PROBLEM TO WORK ON
Below is a block of records; reproduce all of them exactly and leave out any pictures.

++++ RECORDS FOR THIS EXERCISE ++++

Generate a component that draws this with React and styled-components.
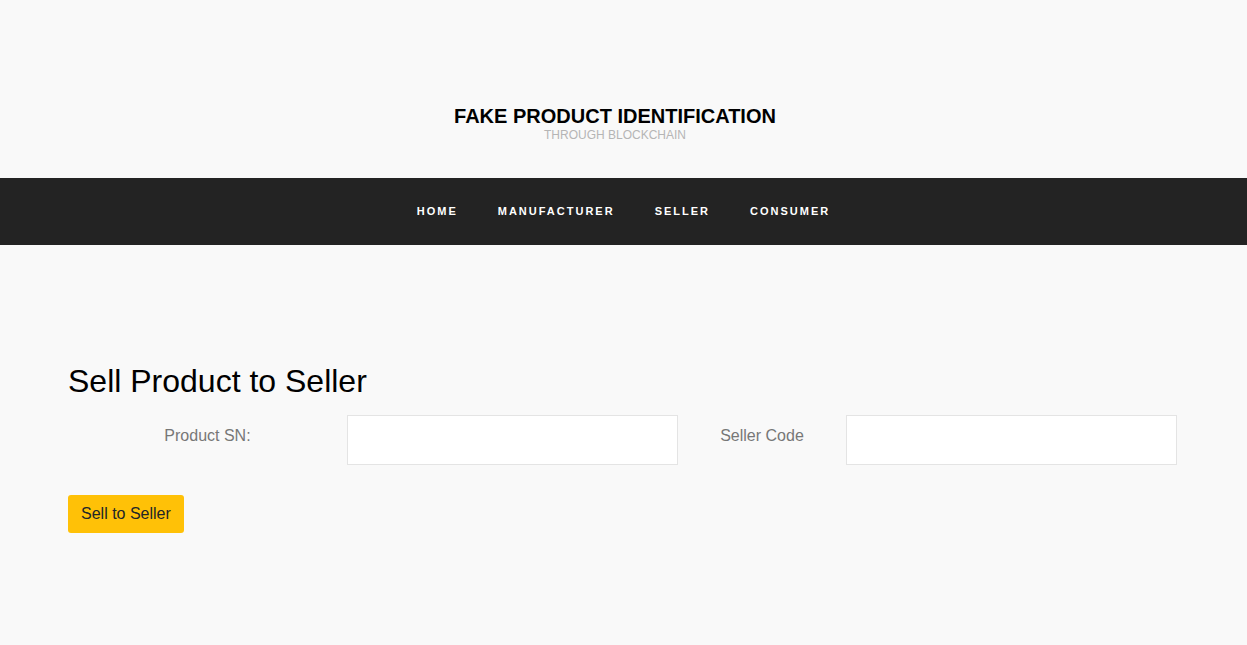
import React from "react";
import styled, { createGlobalStyle } from "styled-components";

const Global = createGlobalStyle`
  html, body { margin: 0; padding: 0; background: #f9f9f9; }
  body { font-family: "Liberation Sans", Arial, sans-serif; }
  * { box-sizing: border-box; }
`;

const Header = styled.header`
  display: flex;
  flex-direction: column;
  align-items: center;
  padding: 105px 17px 36px 0;
`;

const Title = styled.h1`
  margin: 0;
  font-size: 20px;
  font-weight: 700;
  line-height: 22px;
  color: #000;
  text-transform: uppercase;
`;

const Subtitle = styled.div`
  font-size: 12px;
  line-height: 14px;
  margin-top: 1px;
  color: #b5b5b5;
  text-transform: uppercase;
`;

const NavBar = styled.nav`
  background: #232323;
  height: 67px;
  padding-bottom: 1px;
  display: flex;
  justify-content: center;
  align-items: center;
`;

const NavLink = styled.a`
  color: #fff;
  font-size: 11px;
  font-weight: 700;
  letter-spacing: 2px;
  text-transform: uppercase;
  padding: 0 20px;
  text-decoration: none;
  line-height: 14px;
`;

const Container = styled.main`
  width: 1111px;
  margin: 0 auto;
  padding: 117px 0 0;
`;

const Heading = styled.h2`
  margin: 0 0 15px;
  font-size: 32px;
  font-weight: 400;
  line-height: 38px;
  color: #000;
`;

const FormRow = styled.div`
  display: flex;
  align-items: flex-start;
`;

const Label = styled.label`
  width: ${(p) => p.$w}px;
  text-align: center;
  font-size: 16px;
  color: #777;
  padding-top: 12px;
  line-height: 18px;
`;

const Input = styled.input`
  width: 331px;
  height: 50px;
  border: 1px solid #e4e4e4;
  background: #fff;
  outline: none;
  padding: 0 12px;
  font-size: 16px;
  font-family: inherit;
`;

const Button = styled.button`
  margin-top: 30px;
  background: #ffc107;
  border: none;
  border-radius: 3px;
  height: 38px;
  padding: 0 13px;
  font-family: inherit;
  font-size: 16px;
  color: #212529;
  cursor: pointer;
`;

export default function App() {
  return (
    <>
      <Global />
      <Header>
        <Title>Fake Product Identification</Title>
        <Subtitle>Through Blockchain</Subtitle>
      </Header>
      <NavBar>
        <NavLink href="#">Home</NavLink>
        <NavLink href="#">Manufacturer</NavLink>
        <NavLink href="#">Seller</NavLink>
        <NavLink href="#">Consumer</NavLink>
      </NavBar>
      <Container>
        <Heading>Sell Product to Seller</Heading>
        <FormRow>
          <Label $w={279}>Product SN:</Label>
          <Input type="text" />
          <Label $w={168}>Seller Code</Label>
          <Input type="text" />
        </FormRow>
        <Button>Sell to Seller</Button>
      </Container>
    </>
  );
}
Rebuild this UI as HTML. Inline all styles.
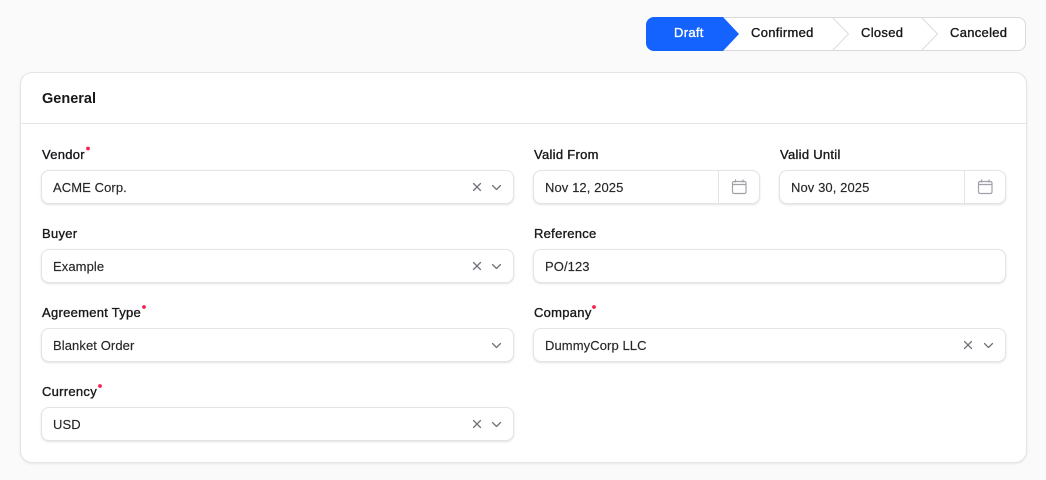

++++

CORRECT RESPONSE
Generate a component that draws this with React and styled-components.
import React from "react";
import styled, { createGlobalStyle } from "styled-components";

const Global = createGlobalStyle`
  html, body { margin: 0; padding: 0; background: #f9f9f9; }
  body { font-family: "Liberation Sans", Arial, sans-serif; }
  * { box-sizing: border-box; }
`;

const Header = styled.header`
  display: flex;
  flex-direction: column;
  align-items: center;
  padding: 105px 17px 36px 0;
`;

const Title = styled.h1`
  margin: 0;
  font-size: 20px;
  font-weight: 700;
  line-height: 22px;
  color: #000;
  text-transform: uppercase;
`;

const Subtitle = styled.div`
  font-size: 12px;
  line-height: 14px;
  margin-top: 1px;
  color: #b5b5b5;
  text-transform: uppercase;
`;

const NavBar = styled.nav`
  background: #232323;
  height: 67px;
  padding-bottom: 1px;
  display: flex;
  justify-content: center;
  align-items: center;
`;

const NavLink = styled.a`
  color: #fff;
  font-size: 11px;
  font-weight: 700;
  letter-spacing: 2px;
  text-transform: uppercase;
  padding: 0 20px;
  text-decoration: none;
  line-height: 14px;
`;

const Container = styled.main`
  width: 1111px;
  margin: 0 auto;
  padding: 117px 0 0;
`;

const Heading = styled.h2`
  margin: 0 0 15px;
  font-size: 32px;
  font-weight: 400;
  line-height: 38px;
  color: #000;
`;

const FormRow = styled.div`
  display: flex;
  align-items: flex-start;
`;

const Label = styled.label`
  width: ${(p) => p.$w}px;
  text-align: center;
  font-size: 16px;
  color: #777;
  padding-top: 12px;
  line-height: 18px;
`;

const Input = styled.input`
  width: 331px;
  height: 50px;
  border: 1px solid #e4e4e4;
  background: #fff;
  outline: none;
  padding: 0 12px;
  font-size: 16px;
  font-family: inherit;
`;

const Button = styled.button`
  margin-top: 30px;
  background: #ffc107;
  border: none;
  border-radius: 3px;
  height: 38px;
  padding: 0 13px;
  font-family: inherit;
  font-size: 16px;
  color: #212529;
  cursor: pointer;
`;

export default function App() {
  return (
    <>
      <Global />
      <Header>
        <Title>Fake Product Identification</Title>
        <Subtitle>Through Blockchain</Subtitle>
      </Header>
      <NavBar>
        <NavLink href="#">Home</NavLink>
        <NavLink href="#">Manufacturer</NavLink>
        <NavLink href="#">Seller</NavLink>
        <NavLink href="#">Consumer</NavLink>
      </NavBar>
      <Container>
        <Heading>Sell Product to Seller</Heading>
        <FormRow>
          <Label $w={279}>Product SN:</Label>
          <Input type="text" />
          <Label $w={168}>Seller Code</Label>
          <Input type="text" />
        </FormRow>
        <Button>Sell to Seller</Button>
      </Container>
    </>
  );
}
Rebuild this UI as HTML. Inline all styles.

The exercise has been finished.